BTW, if we were still under the old lost disc rule, I'd declare it unplayable and go back to the tee anyway. Better a penalty-4 that way than a 6 or 7 fighting out of those woods. And regardless of which rule was used, Fred would still get two strokes back if the disc were discovered to be removed. He'd just likely be going from a 6 to a 4 instead of a 4 to a 2 in your scenario.

Jamie 'gr8rocshot' Ruane said:
Here's another scenerio that backfires this version in the opposite direction...this could happen with this version ..or for that matter, even if the re-tee was mearly an option. (Hmmm, maybe the option isn't such a good idea either) Fred's got game....he can park that 350 footer...no problem. But today's he's a little jittery....first day off competition and all.....He griplocks one....gank!!! deep into the jungle!!...150 feet from the Tee! but ends up 3 o'clock...hard right and nasty! everybody sees it go in fairly deep bouncing around off some trees...out of sight!!! yeah we're talkin 5, 6, 7 territory ...5 if he's lucky, 4 maybe, if there's a miracle parting of the branches....Of course, they can't find it!!! ....Fred re-tees....and this time he focuses...Parks it!!! Drop in circle 4...PHEW!!!!

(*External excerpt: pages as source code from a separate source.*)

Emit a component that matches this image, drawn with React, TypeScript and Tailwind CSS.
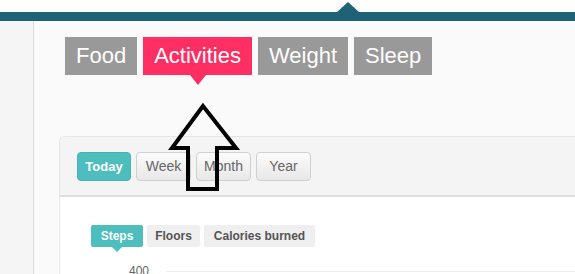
import React, { useState } from 'react';

const mainTabs = ['Food', 'Activities', 'Weight', 'Sleep'];
const ranges = ['Today', 'Week', 'Month', 'Year'];
const metrics = [
  { name: 'Steps', w: 'w-[52px]' },
  { name: 'Floors', w: 'w-[53px]' },
  { name: 'Calories burned', w: 'w-[111px]' },
];

export default function App() {
  const [tab, setTab] = useState('Activities');
  const [range, setRange] = useState('Today');
  const [metric, setMetric] = useState('Steps');

  return (
    <div className="relative w-[575px] h-[274px] overflow-hidden bg-white font-['Liberation_Sans',Arial,sans-serif]">
      {/* top bar */}
      <div className="h-[12px] bg-white" />
      <div className="relative h-[9px] bg-[#1f6275]">
        <div className="absolute left-[337px] top-[-10px] w-0 h-0 border-l-[11px] border-r-[11px] border-b-[10px] border-l-transparent border-r-transparent border-b-[#1f6275]" />
      </div>

      <div className="flex h-[253px]">
        <div className="w-[34px] shrink-0 bg-[#f5f5f5] border-r border-[#dcdcdc]" />

        <div className="flex-1 bg-[#fafafa] pl-[25px] pt-[16px]">
          {/* main tabs */}
          <div className="flex gap-[6px] ml-[6px]">
            {mainTabs.map((t) => (
              <button
                key={t}
                onClick={() => setTab(t)}
                className={`relative h-[38px] px-[11px] text-[22px] leading-[38px] text-white ${
                  tab === t ? 'bg-[#ff2e63]' : 'bg-[#999999]'
                }`}
              >
                {t}
                {tab === t && (
                  <span className="absolute left-1/2 -translate-x-1/2 top-[38px] w-0 h-0 border-l-[8px] border-r-[8px] border-t-[10px] border-l-transparent border-r-transparent border-t-[#ff2e63]" />
                )}
              </button>
            ))}
          </div>

          {/* card */}
          <div className="mt-[61px] rounded-tl-[6px] border-l border-t border-[#e6e6e6] bg-white">
            <div className="h-[60px] bg-[#f4f4f4] border-b-2 border-[#dedede] rounded-tl-[6px] pl-[17px] pt-[15px] flex gap-[5px]">
              {ranges.map((r) =>
                range === r ? (
                  <button
                    key={r}
                    onClick={() => setRange(r)}
                    className="h-[29px] w-[54px] rounded-[4px] bg-[#4dbdbd] border border-[#45b3b3] text-white text-[13px] font-bold"
                  >
                    {r}
                  </button>
                ) : (
                  <button
                    key={r}
                    onClick={() => setRange(r)}
                    className="h-[29px] w-[55px] rounded-[4px] border border-[#d0d0d0] bg-gradient-to-b from-[#fbfbfb] to-[#e8e8e8] text-[#666] text-[14px]"
                  >
                    {r}
                  </button>
                )
              )}
            </div>

            <div className="h-[80px] pl-[31px] pt-[28px] relative">
              <div className="flex gap-[4px]">
                {metrics.map((m) => (
                  <button
                    key={m.name}
                    onClick={() => setMetric(m.name)}
                    className={`relative h-[22px] ${m.w} rounded-[2px] text-[12px] font-bold ${
                      metric === m.name ? 'bg-[#4dbdbd] text-white' : 'bg-[#efefef] text-[#555]'
                    }`}
                  >
                    {m.name}
                    {metric === m.name && (
                      <span className="absolute left-1/2 -translate-x-1/2 top-[22px] w-0 h-0 border-l-[5px] border-r-[5px] border-t-[5px] border-l-transparent border-r-transparent border-t-[#4dbdbd]" />
                    )}
                  </button>
                ))}
              </div>
              <div className="flex items-center mt-[17px] ml-[38px]">
                <span className="text-[12px] text-[#666] leading-[14px]">400</span>
                <div className="flex-1 ml-[17px] h-px bg-[#eeeeee]" />
              </div>
            </div>
          </div>
        </div>
      </div>

      {/* annotation arrow */}
      <svg className="absolute left-0 top-0 pointer-events-none" width="575" height="274">
        <polygon
          points="203,106 172,148 188,148 188,189 217,189 217,148 236,148"
          fill="none"
          stroke="#000"
          strokeWidth="4"
          strokeLinejoin="miter"
        />
      </svg>
    </div>
  );
}
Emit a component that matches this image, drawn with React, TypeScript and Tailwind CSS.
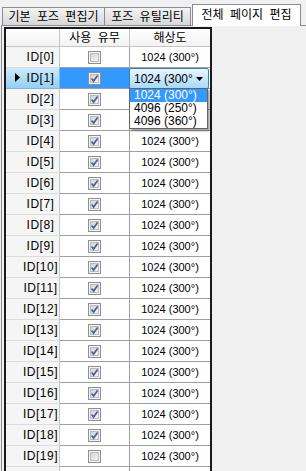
const rows = Array.from({ length: 20 }, (_, i) => ({
  id: i,
  checked: i !== 0 && i !== 19,
}));

const CheckBox = ({ checked }: { checked: boolean }) => (
  <svg width="13" height="13" viewBox="0 0 13 13">
    <defs>
      <linearGradient id="cbfill" x1="0" y1="0" x2="1" y2="1">
        <stop offset="0" stopColor="#d2d2d2" />
        <stop offset="1" stopColor="#f7f7f7" />
      </linearGradient>
    </defs>
    <rect x="0.5" y="0.5" width="12" height="12" fill="#f4f4f4" stroke="#8f8f8f" />
    <rect x="2.5" y="2.5" width="8" height="8" fill="url(#cbfill)" stroke="#bcbcbc" />
    {checked && (
      <path d="M3.6 6.4 L5.6 9 L9.6 3.4" fill="none" stroke="#4a5f9a" strokeWidth="1.7" />
    )}
  </svg>
);

export default function App() {
  return (
    <div className="w-[306px] h-[471px] overflow-hidden bg-[#f0f0f0] text-black [font-family:'Liberation_Sans','Noto_Sans_CJK_KR',sans-serif]">
      {/* tabs */}
      <div className="flex items-end h-[25px] pl-[2px] text-[12px] [word-spacing:3px]">
        <div className="w-[103px] h-[18px] border border-b-0 border-[#898c95] bg-linear-to-b from-[#f3f3f3] to-[#d8d8d8] flex items-center justify-center leading-none">
          기본 포즈 편집기
        </div>
        <div className="w-[86px] h-[18px] border border-b-0 border-l-0 border-[#898c95] bg-linear-to-b from-[#f3f3f3] to-[#d8d8d8] flex items-center justify-center leading-none">
          포즈 유틸리티
        </div>
        <div className="relative z-10 ml-[1px] -mb-[1px] w-[109px] h-[22px] border border-b-0 border-[#898c95] bg-white flex items-center justify-center leading-none pb-[2px]">
          전체 페이지 편집
        </div>
      </div>

      {/* panel */}
      <div className="ml-[1px] h-[446px] border-t border-l border-[#898c95] pt-[1px] pl-[2px]">
        <div className="w-[208px] border-2 border-b-0 border-[#1a1a1a] bg-white text-[11px]">
          {/* header */}
          <div className="flex h-[18px] text-[12px] bg-linear-to-b from-white to-[#f1f1f1]">
            <div className="w-[54px] border-r border-b border-[#c5c5c5]" />
            <div className="w-[70px] border-r border-b border-[#c5c5c5] flex items-center justify-center [word-spacing:3px]">
              사용 유무
            </div>
            <div className="w-[80px] border-b border-[#c5c5c5] flex items-center justify-center">
              해상도
            </div>
          </div>

          {rows.map((r) => {
            const sel = r.id === 1;
            // rows 2 and 3 sit under the open drop-down list
            const covered = r.id === 2 || r.id === 3;
            return (
              <div key={r.id} className="flex h-[21px]">
                <div
                  className={
                    sel
                      ? "relative w-[54px] border-r border-b border-[#7fb6da] bg-linear-to-b from-[#cdeafc] to-[#93cff4] flex items-center pl-[16px] text-[12px] tracking-[0.5px]"
                      : "w-[54px] border-r border-b border-r-[#c5c5c5] border-b-[#dcdcdc] bg-[#f5f5f5] flex items-center pl-[16px] text-[12px] tracking-[0.5px]"
                  }
                >
                  {sel && (
                    <svg className="absolute left-[9px] top-[5px]" width="5" height="9" viewBox="0 0 5 9">
                      <path d="M0 0 L5 4.5 L0 9 Z" fill="#000" />
                    </svg>
                  )}
                  <span className="w-[38px] text-center">ID[{r.id}]</span>
                </div>
                <div
                  className={
                    sel
                      ? "w-[70px] border-r border-b border-[#a0a0a0] bg-[#3399ff] flex items-center justify-center"
                      : "w-[70px] border-r border-b border-[#a0a0a0] flex items-center justify-center"
                  }
                >
                  <CheckBox checked={r.checked} />
                </div>
                <div className="relative w-[80px] border-b border-[#a0a0a0] flex items-center justify-center">
                  {sel ? (
                    <>
                      <div className="absolute -left-[1px] top-0 w-[80px] h-[21px] z-10 border border-[#3c7fb1] rounded-[2px] bg-linear-to-b from-[#eaf6fd] via-[#c9e8fb] to-[#a7d9f5] flex items-center pl-[4px] text-[12px]">
                        <span className="whitespace-nowrap overflow-hidden w-[60px]">1024 (300°</span>
                        <svg className="ml-auto mr-[5px]" width="7" height="4" viewBox="0 0 7 4">
                          <path d="M0 0 L7 0 L3.5 4 Z" fill="#000" />
                        </svg>
                      </div>
                      <div className="absolute -left-[1px] top-[20px] z-20 w-[79px] border border-[#646464] bg-white shadow-[2px_2px_2px_rgba(0,0,0,0.35)] text-[12px] leading-[13px]">
                        <div className="h-[13px] pl-[4px] bg-[#3399ff] text-white">1024 (300°)</div>
                        <div className="h-[13px] pl-[4px]">4096 (250°)</div>
                        <div className="h-[13px] pl-[4px]">4096 (360°)</div>
                      </div>
                    </>
                  ) : (
                    <span className={covered ? "invisible" : ""}>1024 (300°)</span>
                  )}
                </div>
              </div>
            );
          })}
          <div className="flex h-[21px]">
            <div className="w-[54px] border-r border-[#c5c5c5] bg-[#f5f5f5]" />
            <div className="w-[70px] border-r border-[#a0a0a0]" />
            <div className="w-[80px]" />
          </div>
        </div>
      </div>
    </div>
  );
}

After the round, Fred and his group learn from the dudes two cards back...that there was...a couple of young pranksters hiding back in there...they had caught those little bastards covering one of their discs with leaves and crap! ....and holding Fred's Disc!!!

So according to the rule, section C. Fred now has 2 strokes removed from his score...Good hole, Fred!!! That 4 is now a 2.